Everyone thinks that all of them falling was my fault
But there's some left over words in the vault
It was just one goof night
Just for delight
If there was more space they wouldn't have fell
Turns out I didn't tell
What do you expect from a curious 16 year old?
Especially one who doesn't like fitting the mold
Lately I have had steady hands near the domino line
That was divine
Now all I can hear is the dominoes falling with that smooth ticking
The ones left standing you can find me kicking
As the white contrast with the black dots turn grey
What in the world will I say?
It was one goof night,
Full of delight
They are falling so speedily, I am unable to rack up the dots
All I see is flashing spots
I need a partner in crime
They could help me keep my black and white straight in time
The only thing left for me to do is sit back and stair
If the polka dotted towers had more air they might not have flared
I plead that it was just one goof night
That was full of delight
When I was three
I met a boy
He was my brother, just from another family
We split at 12 and now I look at him, and he looks at me,
Like we are strangers
When I was a little older
I didn’t know how to play solitaire
Pop pops would tell me what cards were “no good”

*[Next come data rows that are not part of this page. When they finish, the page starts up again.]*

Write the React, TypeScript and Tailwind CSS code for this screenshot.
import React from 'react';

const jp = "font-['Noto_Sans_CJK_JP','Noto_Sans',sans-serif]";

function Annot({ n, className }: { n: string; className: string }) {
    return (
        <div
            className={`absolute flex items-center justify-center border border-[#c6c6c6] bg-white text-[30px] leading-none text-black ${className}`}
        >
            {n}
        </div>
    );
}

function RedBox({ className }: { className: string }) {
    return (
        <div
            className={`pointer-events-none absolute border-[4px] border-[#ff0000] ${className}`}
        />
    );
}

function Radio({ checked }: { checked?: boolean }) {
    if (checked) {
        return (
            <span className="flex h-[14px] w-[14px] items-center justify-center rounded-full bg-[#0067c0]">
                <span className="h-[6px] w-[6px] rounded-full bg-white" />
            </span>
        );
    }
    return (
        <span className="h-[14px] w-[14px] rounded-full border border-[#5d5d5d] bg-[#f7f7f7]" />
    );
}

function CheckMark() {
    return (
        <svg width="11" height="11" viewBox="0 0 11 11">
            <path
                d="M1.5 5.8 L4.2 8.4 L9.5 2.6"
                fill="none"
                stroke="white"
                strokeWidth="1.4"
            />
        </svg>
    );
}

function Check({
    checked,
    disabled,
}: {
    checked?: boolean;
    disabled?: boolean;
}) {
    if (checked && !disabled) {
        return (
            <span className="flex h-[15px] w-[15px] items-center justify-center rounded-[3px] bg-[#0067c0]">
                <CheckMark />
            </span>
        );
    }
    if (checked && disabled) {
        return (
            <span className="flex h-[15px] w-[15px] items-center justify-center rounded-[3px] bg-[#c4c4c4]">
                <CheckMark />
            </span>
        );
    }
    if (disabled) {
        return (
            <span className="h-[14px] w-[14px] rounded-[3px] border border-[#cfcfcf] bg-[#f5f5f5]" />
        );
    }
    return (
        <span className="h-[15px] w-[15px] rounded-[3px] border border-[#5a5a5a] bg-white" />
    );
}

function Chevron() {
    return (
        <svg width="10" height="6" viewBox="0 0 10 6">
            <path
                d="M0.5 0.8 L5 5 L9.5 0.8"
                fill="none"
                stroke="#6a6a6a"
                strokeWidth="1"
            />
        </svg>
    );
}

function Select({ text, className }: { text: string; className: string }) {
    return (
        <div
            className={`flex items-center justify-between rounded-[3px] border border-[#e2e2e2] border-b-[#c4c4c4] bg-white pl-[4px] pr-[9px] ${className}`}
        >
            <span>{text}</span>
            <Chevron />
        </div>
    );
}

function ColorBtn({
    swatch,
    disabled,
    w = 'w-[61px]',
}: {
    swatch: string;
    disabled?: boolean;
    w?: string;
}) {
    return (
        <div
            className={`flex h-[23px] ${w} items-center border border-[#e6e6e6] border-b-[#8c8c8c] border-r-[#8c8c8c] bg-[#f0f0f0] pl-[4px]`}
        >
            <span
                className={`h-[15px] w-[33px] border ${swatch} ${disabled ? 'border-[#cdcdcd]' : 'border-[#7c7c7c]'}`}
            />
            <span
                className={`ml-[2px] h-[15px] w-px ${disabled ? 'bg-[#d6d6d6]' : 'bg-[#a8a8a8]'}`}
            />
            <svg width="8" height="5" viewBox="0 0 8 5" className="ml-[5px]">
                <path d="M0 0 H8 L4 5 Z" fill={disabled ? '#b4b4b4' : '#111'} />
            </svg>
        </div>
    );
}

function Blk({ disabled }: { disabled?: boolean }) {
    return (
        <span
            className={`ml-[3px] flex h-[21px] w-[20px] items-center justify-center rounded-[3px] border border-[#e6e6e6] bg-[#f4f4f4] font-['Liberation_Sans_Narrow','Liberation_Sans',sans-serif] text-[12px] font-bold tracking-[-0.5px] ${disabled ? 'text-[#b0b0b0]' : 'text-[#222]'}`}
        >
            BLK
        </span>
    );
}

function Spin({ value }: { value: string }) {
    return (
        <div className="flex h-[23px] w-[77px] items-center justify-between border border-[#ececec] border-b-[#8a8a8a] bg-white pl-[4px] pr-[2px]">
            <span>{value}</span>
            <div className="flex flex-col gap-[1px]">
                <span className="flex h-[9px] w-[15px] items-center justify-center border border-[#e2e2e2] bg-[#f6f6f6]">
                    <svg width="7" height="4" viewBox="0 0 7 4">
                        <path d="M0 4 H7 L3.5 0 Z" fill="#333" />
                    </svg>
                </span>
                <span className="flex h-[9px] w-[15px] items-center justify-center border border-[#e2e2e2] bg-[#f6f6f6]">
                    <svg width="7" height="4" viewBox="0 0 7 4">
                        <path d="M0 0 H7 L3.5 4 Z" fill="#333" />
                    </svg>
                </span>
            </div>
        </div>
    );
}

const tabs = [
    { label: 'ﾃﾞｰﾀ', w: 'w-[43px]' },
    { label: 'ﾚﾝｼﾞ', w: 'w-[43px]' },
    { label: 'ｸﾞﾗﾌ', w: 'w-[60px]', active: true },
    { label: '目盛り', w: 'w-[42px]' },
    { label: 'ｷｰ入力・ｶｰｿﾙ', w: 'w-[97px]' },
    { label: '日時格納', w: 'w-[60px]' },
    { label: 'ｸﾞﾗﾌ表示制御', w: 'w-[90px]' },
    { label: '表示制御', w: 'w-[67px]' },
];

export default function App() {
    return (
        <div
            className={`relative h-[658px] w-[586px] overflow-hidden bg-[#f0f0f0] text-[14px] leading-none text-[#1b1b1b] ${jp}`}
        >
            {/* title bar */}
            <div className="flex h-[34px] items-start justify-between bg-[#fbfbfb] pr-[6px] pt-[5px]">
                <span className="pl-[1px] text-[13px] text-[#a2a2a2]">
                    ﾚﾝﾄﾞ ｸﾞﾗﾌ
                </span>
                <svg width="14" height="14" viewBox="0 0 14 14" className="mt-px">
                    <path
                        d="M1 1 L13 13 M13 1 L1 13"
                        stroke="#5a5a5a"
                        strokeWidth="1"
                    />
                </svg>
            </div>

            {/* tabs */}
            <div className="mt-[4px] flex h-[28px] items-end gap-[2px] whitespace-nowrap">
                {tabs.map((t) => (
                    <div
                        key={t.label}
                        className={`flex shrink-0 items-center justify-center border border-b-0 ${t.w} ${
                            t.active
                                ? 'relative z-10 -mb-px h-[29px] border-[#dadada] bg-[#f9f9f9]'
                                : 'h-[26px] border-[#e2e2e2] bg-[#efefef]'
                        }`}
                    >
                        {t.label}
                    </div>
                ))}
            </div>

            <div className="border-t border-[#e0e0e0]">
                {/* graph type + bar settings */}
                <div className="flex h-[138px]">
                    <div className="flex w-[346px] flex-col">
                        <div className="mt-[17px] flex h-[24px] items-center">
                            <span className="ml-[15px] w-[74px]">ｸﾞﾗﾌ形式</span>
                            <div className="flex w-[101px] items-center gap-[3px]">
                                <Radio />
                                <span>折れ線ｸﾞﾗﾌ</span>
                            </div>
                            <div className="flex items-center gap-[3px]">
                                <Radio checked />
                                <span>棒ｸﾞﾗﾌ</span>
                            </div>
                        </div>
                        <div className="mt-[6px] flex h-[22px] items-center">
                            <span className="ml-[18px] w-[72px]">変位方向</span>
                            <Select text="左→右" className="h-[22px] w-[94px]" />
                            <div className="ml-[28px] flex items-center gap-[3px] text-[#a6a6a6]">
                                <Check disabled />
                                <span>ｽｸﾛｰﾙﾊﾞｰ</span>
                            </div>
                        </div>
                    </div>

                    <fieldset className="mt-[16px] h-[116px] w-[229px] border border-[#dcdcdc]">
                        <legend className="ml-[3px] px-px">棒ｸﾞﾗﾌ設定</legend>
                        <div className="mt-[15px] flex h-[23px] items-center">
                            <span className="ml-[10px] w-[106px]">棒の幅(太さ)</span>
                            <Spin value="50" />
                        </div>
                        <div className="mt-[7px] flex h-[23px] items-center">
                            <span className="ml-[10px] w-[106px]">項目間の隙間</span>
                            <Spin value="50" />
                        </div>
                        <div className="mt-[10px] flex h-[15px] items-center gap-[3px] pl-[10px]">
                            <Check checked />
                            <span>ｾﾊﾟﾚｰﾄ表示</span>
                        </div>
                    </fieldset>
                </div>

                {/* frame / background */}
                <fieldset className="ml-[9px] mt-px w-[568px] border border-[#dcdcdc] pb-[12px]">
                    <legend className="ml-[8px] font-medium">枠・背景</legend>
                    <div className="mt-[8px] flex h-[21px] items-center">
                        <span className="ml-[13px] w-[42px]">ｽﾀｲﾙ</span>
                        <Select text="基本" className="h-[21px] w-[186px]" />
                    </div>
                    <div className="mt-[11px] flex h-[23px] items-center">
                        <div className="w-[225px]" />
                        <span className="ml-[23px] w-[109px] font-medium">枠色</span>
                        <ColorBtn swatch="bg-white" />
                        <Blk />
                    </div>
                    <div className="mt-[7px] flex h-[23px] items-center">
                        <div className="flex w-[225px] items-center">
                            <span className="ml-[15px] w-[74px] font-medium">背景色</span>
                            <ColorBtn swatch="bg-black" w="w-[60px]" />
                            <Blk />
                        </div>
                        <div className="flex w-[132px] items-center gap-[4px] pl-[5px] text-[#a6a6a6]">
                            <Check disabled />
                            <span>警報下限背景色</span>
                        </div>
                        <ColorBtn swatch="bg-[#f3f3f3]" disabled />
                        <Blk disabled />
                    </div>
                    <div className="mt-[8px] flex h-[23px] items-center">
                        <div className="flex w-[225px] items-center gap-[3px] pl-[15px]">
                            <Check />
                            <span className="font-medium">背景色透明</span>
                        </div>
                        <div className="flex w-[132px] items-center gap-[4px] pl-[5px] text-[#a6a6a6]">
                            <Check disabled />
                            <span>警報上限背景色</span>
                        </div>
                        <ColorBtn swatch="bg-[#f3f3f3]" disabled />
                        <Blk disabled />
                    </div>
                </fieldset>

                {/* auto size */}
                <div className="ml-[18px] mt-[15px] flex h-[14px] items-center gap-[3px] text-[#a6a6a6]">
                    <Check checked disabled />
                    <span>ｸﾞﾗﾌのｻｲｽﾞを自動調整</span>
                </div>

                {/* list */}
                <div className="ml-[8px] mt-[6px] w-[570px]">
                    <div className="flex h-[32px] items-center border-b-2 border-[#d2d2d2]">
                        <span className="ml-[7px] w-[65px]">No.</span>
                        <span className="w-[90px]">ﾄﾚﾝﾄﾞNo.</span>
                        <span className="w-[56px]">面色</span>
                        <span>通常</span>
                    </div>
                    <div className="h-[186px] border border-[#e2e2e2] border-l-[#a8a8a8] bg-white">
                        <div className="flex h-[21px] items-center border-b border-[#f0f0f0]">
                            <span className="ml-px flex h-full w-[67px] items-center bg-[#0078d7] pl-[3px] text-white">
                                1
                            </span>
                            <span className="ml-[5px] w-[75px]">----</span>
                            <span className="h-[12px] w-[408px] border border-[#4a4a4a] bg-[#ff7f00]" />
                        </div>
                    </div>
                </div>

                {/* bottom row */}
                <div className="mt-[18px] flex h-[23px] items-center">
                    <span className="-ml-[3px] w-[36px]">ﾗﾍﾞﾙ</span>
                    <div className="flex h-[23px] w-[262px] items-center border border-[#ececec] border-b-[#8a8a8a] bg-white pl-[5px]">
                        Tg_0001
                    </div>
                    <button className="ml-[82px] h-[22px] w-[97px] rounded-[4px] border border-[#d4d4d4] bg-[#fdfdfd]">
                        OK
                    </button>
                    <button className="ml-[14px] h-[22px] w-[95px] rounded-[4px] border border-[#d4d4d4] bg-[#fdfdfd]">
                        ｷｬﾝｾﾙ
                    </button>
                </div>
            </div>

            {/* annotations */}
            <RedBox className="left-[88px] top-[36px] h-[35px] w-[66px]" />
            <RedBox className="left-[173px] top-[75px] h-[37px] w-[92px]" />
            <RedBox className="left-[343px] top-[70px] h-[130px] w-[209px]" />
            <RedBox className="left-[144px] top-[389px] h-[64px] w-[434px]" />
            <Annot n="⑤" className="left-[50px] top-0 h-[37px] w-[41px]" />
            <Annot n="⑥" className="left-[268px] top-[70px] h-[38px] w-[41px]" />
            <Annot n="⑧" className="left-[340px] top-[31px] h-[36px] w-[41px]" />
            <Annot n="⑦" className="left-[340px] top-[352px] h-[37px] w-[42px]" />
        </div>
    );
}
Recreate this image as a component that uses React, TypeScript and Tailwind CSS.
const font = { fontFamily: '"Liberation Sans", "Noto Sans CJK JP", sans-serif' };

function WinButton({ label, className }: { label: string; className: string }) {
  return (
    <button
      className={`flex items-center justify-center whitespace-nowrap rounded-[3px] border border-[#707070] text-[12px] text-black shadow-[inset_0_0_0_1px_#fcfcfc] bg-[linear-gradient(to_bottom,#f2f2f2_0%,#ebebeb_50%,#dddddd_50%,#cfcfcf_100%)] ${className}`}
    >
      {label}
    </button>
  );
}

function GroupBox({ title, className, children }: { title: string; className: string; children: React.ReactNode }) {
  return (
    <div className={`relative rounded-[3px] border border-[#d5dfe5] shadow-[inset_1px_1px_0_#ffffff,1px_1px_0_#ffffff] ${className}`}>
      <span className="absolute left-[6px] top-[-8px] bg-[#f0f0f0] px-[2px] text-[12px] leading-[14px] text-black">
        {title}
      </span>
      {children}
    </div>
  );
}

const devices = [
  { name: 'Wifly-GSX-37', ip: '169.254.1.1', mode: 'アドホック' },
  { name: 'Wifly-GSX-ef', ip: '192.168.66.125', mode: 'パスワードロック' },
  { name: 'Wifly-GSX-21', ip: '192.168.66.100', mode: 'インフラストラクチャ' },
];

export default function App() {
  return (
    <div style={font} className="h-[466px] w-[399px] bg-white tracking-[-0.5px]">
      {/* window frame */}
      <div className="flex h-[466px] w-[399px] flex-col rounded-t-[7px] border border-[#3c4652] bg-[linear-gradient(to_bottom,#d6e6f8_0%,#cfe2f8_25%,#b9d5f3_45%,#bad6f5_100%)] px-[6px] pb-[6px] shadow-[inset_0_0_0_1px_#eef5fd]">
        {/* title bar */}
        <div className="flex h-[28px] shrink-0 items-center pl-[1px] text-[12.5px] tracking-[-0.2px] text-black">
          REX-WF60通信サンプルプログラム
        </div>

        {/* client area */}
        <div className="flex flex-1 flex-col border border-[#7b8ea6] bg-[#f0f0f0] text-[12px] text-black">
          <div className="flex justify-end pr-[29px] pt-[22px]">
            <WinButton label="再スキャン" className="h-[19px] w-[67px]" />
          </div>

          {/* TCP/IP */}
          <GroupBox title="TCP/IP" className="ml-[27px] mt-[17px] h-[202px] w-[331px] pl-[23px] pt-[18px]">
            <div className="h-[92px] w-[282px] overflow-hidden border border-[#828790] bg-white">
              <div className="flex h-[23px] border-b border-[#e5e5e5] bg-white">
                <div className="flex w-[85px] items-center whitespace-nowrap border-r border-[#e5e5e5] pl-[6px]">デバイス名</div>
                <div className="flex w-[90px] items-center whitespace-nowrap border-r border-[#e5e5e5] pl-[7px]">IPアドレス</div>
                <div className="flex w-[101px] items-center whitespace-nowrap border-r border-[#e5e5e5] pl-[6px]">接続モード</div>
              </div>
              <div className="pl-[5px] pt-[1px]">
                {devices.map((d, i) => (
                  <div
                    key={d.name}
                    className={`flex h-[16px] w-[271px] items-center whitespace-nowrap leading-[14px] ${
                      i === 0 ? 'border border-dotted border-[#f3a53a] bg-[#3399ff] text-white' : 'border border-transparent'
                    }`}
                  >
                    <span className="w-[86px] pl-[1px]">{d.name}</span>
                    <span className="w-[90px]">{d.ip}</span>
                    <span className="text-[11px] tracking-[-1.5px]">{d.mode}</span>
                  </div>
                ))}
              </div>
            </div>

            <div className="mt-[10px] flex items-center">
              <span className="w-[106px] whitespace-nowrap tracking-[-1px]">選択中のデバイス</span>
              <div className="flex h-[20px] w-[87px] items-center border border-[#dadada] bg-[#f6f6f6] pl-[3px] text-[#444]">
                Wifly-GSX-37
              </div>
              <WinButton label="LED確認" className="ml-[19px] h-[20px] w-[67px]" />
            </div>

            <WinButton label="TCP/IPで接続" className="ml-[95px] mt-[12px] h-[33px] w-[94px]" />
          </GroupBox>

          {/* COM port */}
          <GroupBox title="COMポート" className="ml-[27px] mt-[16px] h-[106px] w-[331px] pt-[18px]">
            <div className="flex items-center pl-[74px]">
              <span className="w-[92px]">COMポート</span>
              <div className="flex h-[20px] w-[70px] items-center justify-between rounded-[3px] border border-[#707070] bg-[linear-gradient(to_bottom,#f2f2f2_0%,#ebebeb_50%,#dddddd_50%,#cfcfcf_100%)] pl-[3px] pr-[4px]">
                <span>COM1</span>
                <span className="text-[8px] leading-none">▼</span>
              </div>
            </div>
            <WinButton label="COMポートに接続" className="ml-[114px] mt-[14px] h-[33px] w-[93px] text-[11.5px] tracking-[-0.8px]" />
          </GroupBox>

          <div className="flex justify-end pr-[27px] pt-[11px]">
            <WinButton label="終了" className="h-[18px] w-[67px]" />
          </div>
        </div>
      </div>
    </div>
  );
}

And without him not neglecting me as memere did, my world has grown colder
I wonder with no way of knowing what he was truly like in all of his strength
When I became a teenager I like to read I like to learn
My aunt taught me, about cancer
She asked me the questions that I still need
But now I only get asked about school or if I have finally caught a boyfriend
About two months after she left
So did my boyfriend and
He was a fuckboy
He was a theft
But I was so in love
When I got dumped
For another girl, I wrote a poem and sent it to him
Someone said that I pulled a Taylor Swift
I took that as a compliment even with my feelings lumped
Then I just never saw that person again and I still think of her and how she saved me from my nightmares
And you think
That you leaving is hard?
Nah man, I've gotten pretty used to this thang and I'm not mad or sad
I'm not scared to blink
Because in life people come and people go like waves in the sea
You should be a crime
And I would love to watch you put your hands in the air and get caught
That’s not true, no,
I just want your time
I would like to watch you struggle to open locked doors
You’d fight and fail to maim the doorframe
No,
I just want to be yours
I hope you age like fine wine
Slow and always with such grace
Yes,
I just want you to stay, my silly valentine
I want to be with you while you shine
You’ll always shine; you're the shooting star of my life
Yes,
I just want you to be mine
Hello over there! I love writing poetry. I have a dream of becoming a writer! I hope that my poetry makes you feel like you're not in this world all alone.